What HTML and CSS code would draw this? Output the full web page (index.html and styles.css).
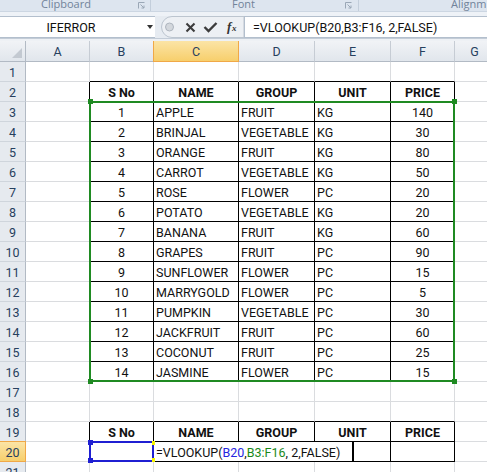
FILE: index.html
```html
<!DOCTYPE html>
<html>
<head>
<meta charset="utf-8">
<link rel="stylesheet" href="styles.css">
</head>
<body>
<div class="app">
  <div class="ribbon">
    <div class="grp g1"><span class="glabel">Clipboard</span><svg class="launch" width="7" height="7" viewBox="0 0 7 7"><path d="M0.5 6.5V0.5H6.5" fill="none" stroke="#9aa7b6"/><path d="M2.5 2.5L6 6M6 3.5V6H3.5" fill="none" stroke="#9aa7b6"/></svg></div>
    <div class="grp g2"><span class="glabel">Font</span><svg class="launch l2" width="7" height="7" viewBox="0 0 7 7"><path d="M0.5 6.5V0.5H6.5" fill="none" stroke="#9aa7b6"/><path d="M2.5 2.5L6 6M6 3.5V6H3.5" fill="none" stroke="#9aa7b6"/></svg></div>
    <div class="grp g3"><span class="glabel">Alignm</span></div>
  </div>
  <div class="edge"></div>
  <div class="fbar">
    <div class="namebox"><span class="nbtext">IFERROR</span><span class="tri"></span></div>
    <div class="btns">
      <svg width="89" height="22" viewBox="0 0 89 22">
        <path d="M17 0.5 A10.5 10.5 0 0 0 17 21.5 H89 V0.5 Z" fill="#edf0f4" stroke="#bcc5cf"/>
        <circle cx="14.5" cy="11" r="4" fill="#d3d7dc" stroke="#aeb5be"/>
        <path d="M31.5 7.5 L39.5 15.5 M39.5 7.5 L31.5 15.5" stroke="#3c3c3c" stroke-width="2.1" fill="none"/>
        <path d="M49.5 11 L53.5 15 L61.5 7" stroke="#3c3c3c" stroke-width="2.4" fill="none"/>
        <text x="72" y="15" font-family="Liberation Serif" font-style="italic" font-weight="bold" font-size="13" fill="#333">f</text>
        <text x="77" y="15" font-family="Liberation Serif" font-style="italic" font-weight="bold" font-size="9" fill="#333">x</text>
      </svg>
    </div>
    <div class="formula">=VLOOKUP(B20,B3:F16, 2,FALSE)</div>
  </div>
  <div class="gap"></div>

  <div class="sheet">
    <div class="row hrow">
      <div class="corner"><svg width="10" height="10" viewBox="0 0 10 10"><path d="M10 0 V10 H0 Z" fill="#c3c9d1"/></svg></div>
      <div class="ch">A</div><div class="ch">B</div><div class="ch chs">C</div><div class="ch">D</div><div class="ch">E</div><div class="ch">F</div><div class="ch">G</div>
    </div>
    <div class="row"><div class="rh">1</div><div class="c"></div><div class="c tt"></div><div class="c tt"></div><div class="c tt"></div><div class="c tt"></div><div class="c tt"></div><div class="c"></div></div>
    <div class="row"><div class="rh">2</div><div class="c tl"></div><div class="c t n b">S No</div><div class="c t n b">NAME</div><div class="c t n b">GROUP</div><div class="c t n b">UNIT</div><div class="c t n b">PRICE</div><div class="c"></div></div>
    <div class="row"><div class="rh">3</div><div class="c tl"></div><div class="c t n">1</div><div class="c t">APPLE</div><div class="c t">FRUIT</div><div class="c t">KG</div><div class="c t n">140</div><div class="c"></div></div>
    <div class="row"><div class="rh">4</div><div class="c tl"></div><div class="c t n">2</div><div class="c t">BRINJAL</div><div class="c t">VEGETABLE</div><div class="c t">KG</div><div class="c t n">30</div><div class="c"></div></div>
    <div class="row"><div class="rh">5</div><div class="c tl"></div><div class="c t n">3</div><div class="c t">ORANGE</div><div class="c t">FRUIT</div><div class="c t">KG</div><div class="c t n">80</div><div class="c"></div></div>
    <div class="row"><div class="rh">6</div><div class="c tl"></div><div class="c t n">4</div><div class="c t">CARROT</div><div class="c t">VEGETABLE</div><div class="c t">KG</div><div class="c t n">50</div><div class="c"></div></div>
    <div class="row"><div class="rh">7</div><div class="c tl"></div><div class="c t n">5</div><div class="c t">ROSE</div><div class="c t">FLOWER</div><div class="c t">PC</div><div class="c t n">20</div><div class="c"></div></div>
    <div class="row"><div class="rh">8</div><div class="c tl"></div><div class="c t n">6</div><div class="c t">POTATO</div><div class="c t">VEGETABLE</div><div class="c t">KG</div><div class="c t n">20</div><div class="c"></div></div>
    <div class="row"><div class="rh">9</div><div class="c tl"></div><div class="c t n">7</div><div class="c t">BANANA</div><div class="c t">FRUIT</div><div class="c t">KG</div><div class="c t n">60</div><div class="c"></div></div>
    <div class="row"><div class="rh">10</div><div class="c tl"></div><div class="c t n">8</div><div class="c t">GRAPES</div><div class="c t">FRUIT</div><div class="c t">PC</div><div class="c t n">90</div><div class="c"></div></div>
    <div class="row"><div class="rh">11</div><div class="c tl"></div><div class="c t n">9</div><div class="c t">SUNFLOWER</div><div class="c t">FLOWER</div><div class="c t">PC</div><div class="c t n">15</div><div class="c"></div></div>
    <div class="row"><div class="rh">12</div><div class="c tl"></div><div class="c t n">10</div><div class="c t">MARRYGOLD</div><div class="c t">FLOWER</div><div class="c t">PC</div><div class="c t n">5</div><div class="c"></div></div>
    <div class="row"><div class="rh">13</div><div class="c tl"></div><div class="c t n">11</div><div class="c t">PUMPKIN</div><div class="c t">VEGETABLE</div><div class="c t">PC</div><div class="c t n">30</div><div class="c"></div></div>
    <div class="row"><div class="rh">14</div><div class="c tl"></div><div class="c t n">12</div><div class="c t">JACKFRUIT</div><div class="c t">FRUIT</div><div class="c t">PC</div><div class="c t n">60</div><div class="c"></div></div>
    <div class="row"><div class="rh">15</div><div class="c tl"></div><div class="c t n">13</div><div class="c t">COCONUT</div><div class="c t">FRUIT</div><div class="c t">PC</div><div class="c t n">25</div><div class="c"></div></div>
    <div class="row"><div class="rh">16</div><div class="c tl"></div><div class="c t n">14</div><div class="c t">JASMINE</div><div class="c t">FLOWER</div><div class="c t">PC</div><div class="c t n">15</div><div class="c"></div></div>
    <div class="row"><div class="rh">17</div><div class="c"></div><div class="c"></div><div class="c"></div><div class="c"></div><div class="c"></div><div class="c"></div><div class="c"></div></div>
    <div class="row"><div class="rh">18</div><div class="c"></div><div class="c tt"></div><div class="c tt"></div><div class="c tt"></div><div class="c tt"></div><div class="c tt"></div><div class="c"></div></div>
    <div class="row"><div class="rh">19</div><div class="c tl"></div><div class="c t n b">S No</div><div class="c t n b">NAME</div><div class="c t n b">GROUP</div><div class="c t n b">UNIT</div><div class="c t n b">PRICE</div><div class="c"></div></div>
    <div class="row"><div class="rh rhs">20</div><div class="c tl"></div><div class="c t"></div><div class="c t"></div><div class="c t"></div><div class="c t"></div><div class="c t"></div><div class="c"></div></div>
    <div class="row"><div class="rh">21</div><div class="c"></div><div class="c"></div><div class="c"></div><div class="c"></div><div class="c"></div><div class="c"></div><div class="c"></div></div>

    <div class="range-green"></div>
    <div class="hd g" style="left:88px;top:58px"></div>
    <div class="hd g" style="left:452px;top:58px"></div>
    <div class="hd g" style="left:452px;top:338px"></div>
    <div class="hd g" style="left:88px;top:338px"></div>

    <div class="range-blue"></div>
    <div class="hd bl" style="left:88px;top:399px"></div>
    <div class="hd bl" style="left:88px;top:417px"></div>
    <div class="yl" style="top:400px"></div>
    <div class="yl" style="top:417px"></div>

    <div class="editbox">=VLOOKUP(<span class="rb">B20</span>,<span class="rg">B3:F16</span>, 2,FALSE)</div>
  </div>
</div>
</body>
</html>
```
FILE: styles.css
```css
html, body {
  margin: 0;
  padding: 0;
  background: #ffffff;
  overflow: hidden;
}
.app {
  width: 487px;
  height: 472px;
  overflow: hidden;
  font-family: Roboto, "Liberation Sans", sans-serif;
  font-size: 12.5px;
  color: #111;
}
.ribbon {
  height: 11px;
  display: flex;
  background: #dde5ef;
  overflow: hidden;
  font-family: "Open Sans", "Noto Sans", sans-serif;
  font-size: 11px;
  color: #71839a;
}
.grp {
  display: flex;
  align-items: flex-start;
  box-sizing: border-box;
  border-right: 1px solid #c3cedb;
}
.g1 { width: 151px; padding-left: 41px; }
.g2 { width: 208px; padding-left: 81px; }
.g3 { flex: 1; padding-left: 92px; border-right: 0; }
.glabel { line-height: 7px; white-space: nowrap; }
.launch { margin-left: auto; margin-right: 5px; margin-top: 2px; }
.l2 { margin-right: 6px; }
.edge {
  height: 5px;
  box-sizing: border-box;
  border-top: 1px solid #ccd6e2;
  background: #eef2f7;
}
.fbar {
  display: flex;
  height: 22px;
  background: #e6ebf1;
}
.namebox {
  width: 155px;
  box-sizing: border-box;
  background: #fff;
  border-top: 1px solid #b3bfcd;
  border-bottom: 1px solid #b3bfcd;
  display: flex;
  align-items: center;
}
.nbtext {
  width: 142px;
  text-align: center;
  padding-top: 1px;
}
.tri {
  width: 0;
  height: 0;
  border-left: 3.5px solid transparent;
  border-right: 3.5px solid transparent;
  border-top: 4px solid #333;
  margin-left: 5px;
}
.btns {
  width: 89px;
  height: 22px;
}
.btns svg { display: block; }
.formula {
  flex: 1;
  background: #fff;
  box-sizing: border-box;
  border: 1px solid #b3bfcd;
  border-right: 0;
  padding-left: 8px;
  line-height: 20px;
  padding-top: 1px;
  white-space: nowrap;
}
.gap {
  height: 3px;
  box-sizing: border-box;
  border-top: 1px solid #c3ccd7;
  background: #eef1f5;
}
.sheet {
  position: relative;
}
.row {
  display: grid;
  grid-template-columns: 26px 64px 64px 85px 76px 76px 64px 40px;
  height: 20px;
}
.hrow { height: 21px; }
.corner, .ch {
  box-sizing: border-box;
  background: linear-gradient(#f1f3f6, #e1e6ec);
  border-right: 1px solid #c6ccd4;
  border-bottom: 1px solid #b2bac4;
  color: #27405e;
  text-align: center;
  line-height: 19px;
  padding-top: 1px;
}
.corner {
  border-right-color: #b2bac4;
  display: flex;
  align-items: flex-end;
  justify-content: flex-end;
  padding: 0 3px 3px 0;
}
.corner svg { display: block; }
.chs {
  background: linear-gradient(#fbe4a6, #f7cf6c);
  border-right-color: #f0a847;
  border-bottom-color: #f0a847;
  border-left: 1px solid #f0a847;
  margin-left: -1px;
}
.rh {
  box-sizing: border-box;
  background: #e6eaef;
  border-right: 1px solid #b2bac4;
  border-bottom: 1px solid #cfd5dc;
  color: #27405e;
  text-align: center;
  line-height: 17px;
  padding-top: 2px;
}
.rhs {
  background: linear-gradient(#fbe4a6, #f7cf6c);
  border-bottom-color: #f0a847;
  border-top: 1px solid #f0a847;
  border-right-color: #f0a847;
  margin-top: -1px;
  padding-top: 2px;
}
.c {
  box-sizing: border-box;
  border-right: 1px solid #dadcdf;
  border-bottom: 1px solid #dadcdf;
  padding: 2px 0 0 2px;
  line-height: 17px;
  white-space: nowrap;
  overflow: hidden;
}
.t { border-right-color: #000; border-bottom-color: #000; }
.tl { border-right-color: #000; }
.tt { border-bottom-color: #000; }
.n { text-align: center; padding-left: 0; }
.b { font-weight: bold; }

.range-green {
  position: absolute;
  left: 89px;
  top: 60px;
  width: 366px;
  height: 281px;
  box-sizing: border-box;
  border: 2px solid #1f8a22;
}
.range-blue {
  position: absolute;
  left: 89px;
  top: 400px;
  width: 65px;
  height: 21px;
  box-sizing: border-box;
  border: 2px solid #1f1fd2;
}
.hd {
  position: absolute;
  width: 5px;
  height: 5px;
}
.g { background: #1f8a22; }
.bl { background: #1f1fd2; }
.yl {
  position: absolute;
  left: 152px;
  width: 3px;
  height: 4px;
  background: #f5f500;
}
.editbox {
  position: absolute;
  left: 155px;
  top: 401px;
  width: 199px;
  height: 19px;
  box-sizing: border-box;
  background: #fff;
  border-right: 2px solid #000;
  padding-left: 1px;
  line-height: 17px;
  padding-top: 2px;
  white-space: nowrap;
  color: #111;
}
.rb { color: #2525e0; }
.rg { color: #1a8a1a; }
```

WRITTEN REQUEST:
Lines containing the word "styles" are to be tallied; report only the total.

FULL SOLUTION:
3